Rit parisien – Répons Minor sum – IInd dimanche de Carême

Dominica II in Quadragesima
Ad processionem, Resp.

Répons parisien - Minor sum cunctis miserationibus tuis - ton-4

Minor sum cunctis miseratiónibus tuis, Dómine Abraham. In báculo meo transívi Jordánem istum : et nunc cum duábus turmis regrédior. * Líbera me, Dómine, de mánibus Esau quia valde contrémit cor meum illum timens. Je suis indigne de toutes vos miséricordes, Seigneur d’Abraham. J’ai passé ce fleuve du Jourdain n’ayant qu’un bâton, et je retourne maintenant avec ces deux troupes. Délivrez-moi, Seigneur, de la main d’Esaü, parce que mon cœur le crains extrêmement.
(Genèse XXXII, 10-11)
℣. Tu locútus es quod mihi bene fáceres, et dilatáres semen meum sicut arénam maris. ℣. Vous m’avez promis de me combler de biens, et de multiplier ma race comme le sable de la mer.
(Genèse XXXII, 12)
* Líbera me, Dómine, de mánibus Esau quia valde contrémit cor meum illum timens. * Délivrez-moi, Seigneur, de la main d’Esaü, parce que mon cœur le crains extrêmement.
(Genèse XXXII, 11)

Source : Antiphonaire de Notre-Dame de Paris (c. 1300) – F-Pn lat. 15181 f°234 v°. – Cantus ID: 007156 & 007156b.

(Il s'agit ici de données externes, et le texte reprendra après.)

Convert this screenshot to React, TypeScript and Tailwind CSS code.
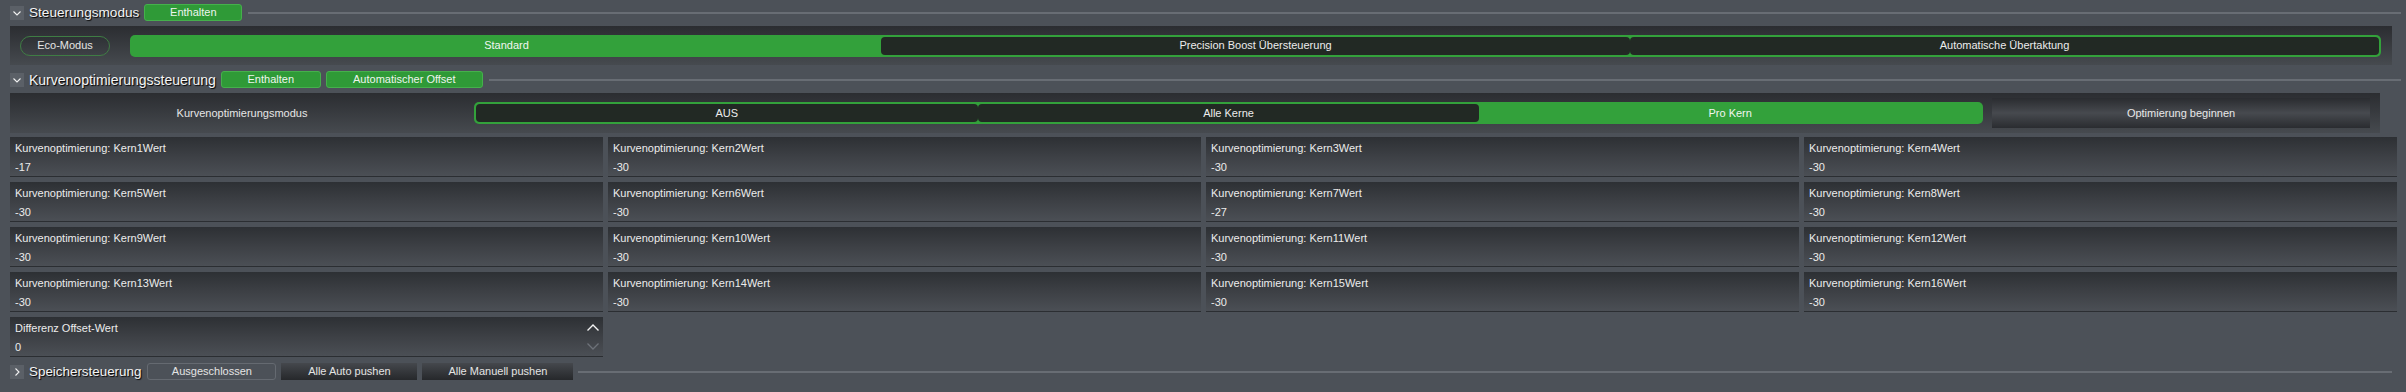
import React from "react";

const cores = [-17, -30, -30, -30, -30, -30, -27, -30, -30, -30, -30, -30, -30, -30, -30, -30];

function Chevron({ open }: { open: boolean }) {
  return (
    <div className="flex h-[14px] w-[14px] shrink-0 items-center justify-center bg-[#5b6067]">
      <svg width="10" height="10" viewBox="0 0 10 10" fill="none" stroke="#f2f2f2" strokeWidth="1.1">
        {open ? <polyline points="1.5,3.5 5,7 8.5,3.5" /> : <polyline points="3.5,1.5 7,5 3.5,8.5" />}
      </svg>
    </div>
  );
}

function GreenTag({ label, w }: { label: string; w: string }) {
  return (
    <div className={`flex h-[17px] ${w} shrink-0 items-center justify-center rounded-[3px] border border-[#45b04c] bg-[#2f9a37] text-[11px] text-[#eef5ee]`}>
      {label}
    </div>
  );
}

function SectionHeader({ open, title, size, children }: { open: boolean; title: string; size: string; children?: React.ReactNode }) {
  return (
    <div className="flex h-[17px] items-center">
      <Chevron open={open} />
      <span className={`ml-[5px] ${size} leading-none text-[#f4f4f4] [text-shadow:1px_1px_1px_#000]`}>{title}</span>
      <div className="ml-[5px] flex gap-[5px]">{children}</div>
      <div className="ml-[6px] mr-[5px] h-[2px] flex-1 bg-[#686d74]" />
    </div>
  );
}

function Segmented({ items, active }: { items: string[]; active: number }) {
  return (
    <div className="flex h-[22px] flex-1 rounded-[5px] bg-[#33a13b] p-[2px]">
      {items.map((it, i) => (
        <div
          key={it}
          className={`flex flex-1 items-center justify-center text-[11px] ${
            i === active ? "text-[#f0f6f0]" : "rounded-[4px] bg-[#222924] text-[#ececec]"
          }`}
        >
          {it}
        </div>
      ))}
    </div>
  );
}

function Card({ label, value, children }: { label: string; value: string; children?: React.ReactNode }) {
  return (
    <div className="relative h-[40px] border-b border-[#2b2e32] bg-linear-to-b from-[#2d3034] via-[#3d4045] to-[#4b4f55] pl-[5px] pt-[5px]">
      <div className="text-[11px] leading-[13px] text-[#ececec]">{label}</div>
      <div className="mt-[6px] text-[11px] leading-[13px] text-[#ececec]">{value}</div>
      {children}
    </div>
  );
}

export default function App() {
  return (
    <div className="min-h-screen w-full bg-[#4c5158] pl-[10px] pt-[4px] font-['Liberation_Sans',Arial,sans-serif] text-[#ececec]">
      <SectionHeader open title="Steuerungsmodus" size="text-[13.6px]">
        <GreenTag label="Enthalten" w="w-[98px]" />
      </SectionHeader>

      <div className="mr-[14px] mt-[5px] flex h-[39px] items-center bg-linear-to-b from-[#2b2d31] to-[#464a4f] pl-[10px] pr-[11px]">
        <div className="flex h-[20px] w-[90px] items-center justify-center rounded-full border-[1.5px] border-[#3f7d44] bg-linear-to-b from-[#2e3135] to-[#3e4146] text-[11px] text-[#e4e4e4]">
          Eco-Modus
        </div>
        <div className="ml-[20px] flex flex-1">
          <Segmented items={["Standard", "Precision Boost Übersteuerung", "Automatische Übertaktung"]} active={0} />
        </div>
      </div>

      <div className="mt-[6px]">
        <SectionHeader open title="Kurvenoptimierungssteuerung" size="text-[14px]">
          <GreenTag label="Enthalten" w="w-[100px]" />
          <GreenTag label="Automatischer Offset" w="w-[157px]" />
        </SectionHeader>
      </div>

      <div className="mr-[26px] mt-[5px] flex h-[40px] items-center bg-linear-to-b from-[#2b2d31] to-[#464a4f] pr-[10px]">
        <div className="flex w-[464px] items-center justify-center text-[11px] text-[#e6e6e6]">Kurvenoptimierungsmodus</div>
        <div className="flex w-[1509px]">
          <Segmented items={["AUS", "Alle Kerne", "Pro Kern"]} active={2} />
        </div>
        <div className="ml-[9px] flex h-[30px] flex-1 items-center justify-center bg-linear-to-b from-[#2a2c30] via-[#474a4f] to-[#2a2c30] text-[11px] text-[#e8e8e8]">
          Optimierung beginnen
        </div>
      </div>

      <div className="mr-[9px] mt-[4px] grid grid-cols-4 gap-[5px]">
        {cores.map((v, i) => (
          <Card key={i} label={`Kurvenoptimierung: Kern${i + 1}Wert`} value={String(v)} />
        ))}
        <Card label="Differenz Offset-Wert" value="0">
          <svg className="absolute right-[3px] top-[6px]" width="14" height="9" viewBox="0 0 14 9" fill="none" stroke="#f4f4f4" strokeWidth="1.4">
            <polyline points="1.5,7.5 7,2 12.5,7.5" />
          </svg>
          <svg className="absolute right-[3px] top-[25px]" width="14" height="9" viewBox="0 0 14 9" fill="none" stroke="#6d7279" strokeWidth="1.3">
            <polyline points="1.5,1.5 7,7 12.5,1.5" />
          </svg>
        </Card>
      </div>

      <div className="mt-[5px] flex h-[19px] items-center">
        <Chevron open={false} />
        <span className="ml-[5px] text-[13.4px] leading-none text-[#f4f4f4] [text-shadow:1px_1px_1px_#000]">Speichersteuerung</span>
        <div className="ml-[6px] flex gap-[5px]">
          <div className="flex h-[17px] w-[129px] items-center justify-center rounded-[3px] border border-[#656a71] text-[11px] text-[#e4e4e4]">
            Ausgeschlossen
          </div>
          <div className="flex h-[17px] w-[136px] items-center justify-center bg-linear-to-b from-[#45484d] to-[#26282b] text-[11px] text-[#e4e4e4]">
            Alle Auto pushen
          </div>
          <div className="flex h-[17px] w-[151px] items-center justify-center bg-linear-to-b from-[#45484d] to-[#26282b] text-[11px] text-[#e4e4e4]">
            Alle Manuell pushen
          </div>
        </div>
        <div className="ml-[5px] mr-[14px] h-[2px] flex-1 bg-[#686d74]" />
      </div>
    </div>
  );
}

Ce répons fait partie de la couche ancienne du répertoire de l’office romain, puisqu’on le trouve dans l’antiphonaire de Compiègne du IXème siècle, le plus ancien témoin complet du texte de l’office divin. Son texte est établi sur celui de l’histoire de Jacob Israël, dans le livre de la Genèse, qui est lue à l’office nocturne de ces jours du Carême. Ce répons a cependant progressivement disparu des différents usages diocésains médiévaux, il n’a pas été conservé par les Ordres religieux ni par le Bréviaire romain de saint Pie V.

L’usage de Paris l’a conservé en l’assignant à la procession dominicale qui précède la grand-messe du IInd dimanche de Carême.